Cette situation conduit à s'interroger sur la fatalité des viols subis par les femmes du fait des conflits armés . De fait, un rapport de l'ONU publié en 1998 2 ( * ) souligne que le viol aurait, à travers les siècles, été considéré comme un des aspects du butin des armées, voire comme un moyen de maintenir le moral des troupes. Peut-on lutter contre ce qui pourrait apparaître comme une loi de la guerre ?

La délégation a consacré à ces interrogations cinq réunions successives, trois de ces réunions ayant pris la forme de tables rondes.

Le 21 novembre 2013, des acteurs de terrain et des témoins ont été réunis pour un état des lieux des violences faites aux femmes dans les territoires en guerre.

Deux réunions, les 28 novembre 2013 et 5 décembre 2013, ont concerné la mise en oeuvre par la France de la résolution 1325 du Conseil de sécurité de l'ONU, texte fondateur qui aborde dans leur spécificité les conséquences de la guerre pour les femmes, et appelle au développement de la participation des femmes aux processus de paix. La délégation a reçu des représentants du ministère de la défense puis Yamina Benguigui, ministre déléguée auprès du ministre des affaires étrangères, chargée de la francophonie.

Le 5 décembre 2013, la délégation a entendu le point de vue des historiens et anthropologues sur la question de l'utilisation des violences sexuelles comme armes de guerre.

Le 12 décembre 2013, des représentants d'organisations humanitaires ont exposé les difficultés rencontrées sur le terrain par les soignants qui tentent de porter secours aux femmes victimes de ces violences intolérables.

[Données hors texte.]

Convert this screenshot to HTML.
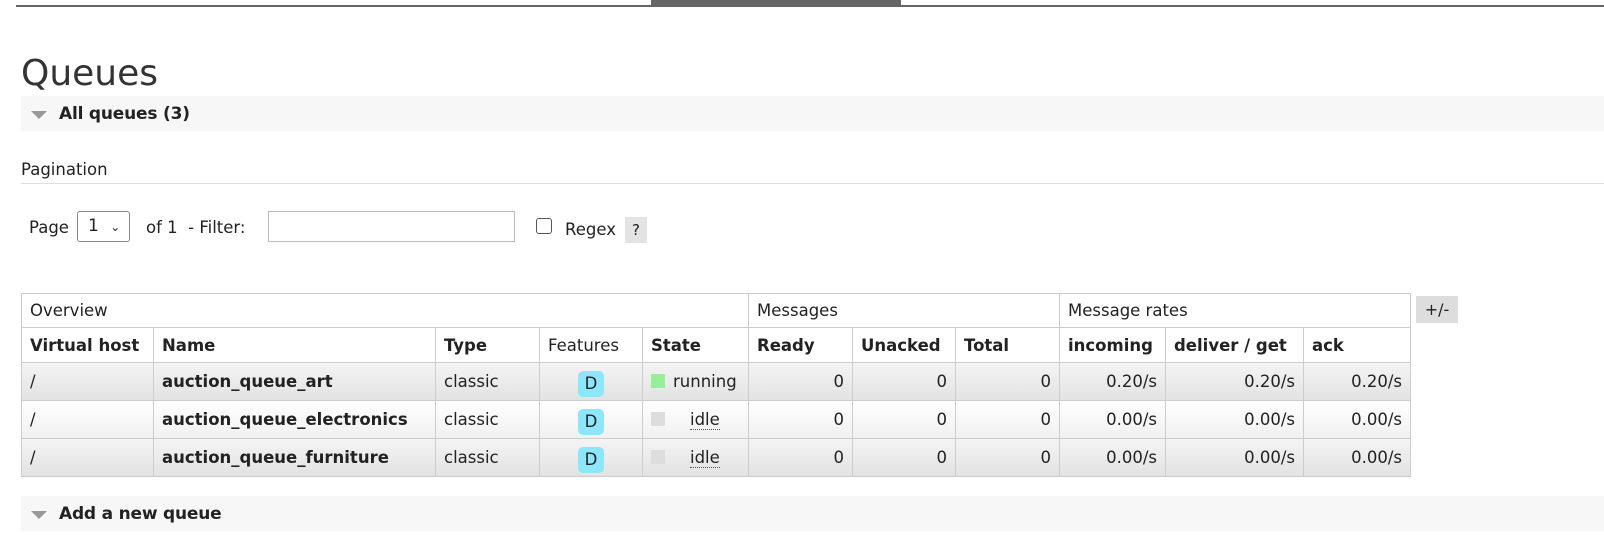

La délégation a ainsi été en mesure d'entendre des témoignages bouleversants et parfois insoutenables des atrocités vécues par les victimes de ces violences dans de nombreux pays ravagés par des conflits armés.

Elle a acquis la certitude, au cours de ces réunions et tables rondes, que la lutte contre les viols et les violences sexuelles commises lors de conflits armés n'était pas séparable de la lutte contre toutes les violences faites aux femmes et qu'elle est une part essentielle, en temps de guerre comme en temps de paix, du combat pour l'égalité entre hommes et femmes.

Les informations recueillies au cours de ces réunions, dont ce rapport présente la synthèse, montrent que les violences sexuelles commises lors des conflits armés ne sont pas une fatalité contre laquelle la communauté internationale serait sans ressources : le viol et les violences sexuelles peuvent cesser d'être des armes de guerre.


* 1 Véronique Nahoum-Grappe, La purification ethnique et les viols systématiques. Ex-Yougoslavie 1991-1995 , Clio. Histoire, Femmes et société, 5 (1997) ; Le viol comme instrument de guerre et d'extermination , CNRS, Guerre(s) et paix, N°2, 2 ème trimestre 2004.

* 2 Sexual violence and armed conflict : United Nations response , avril 1998.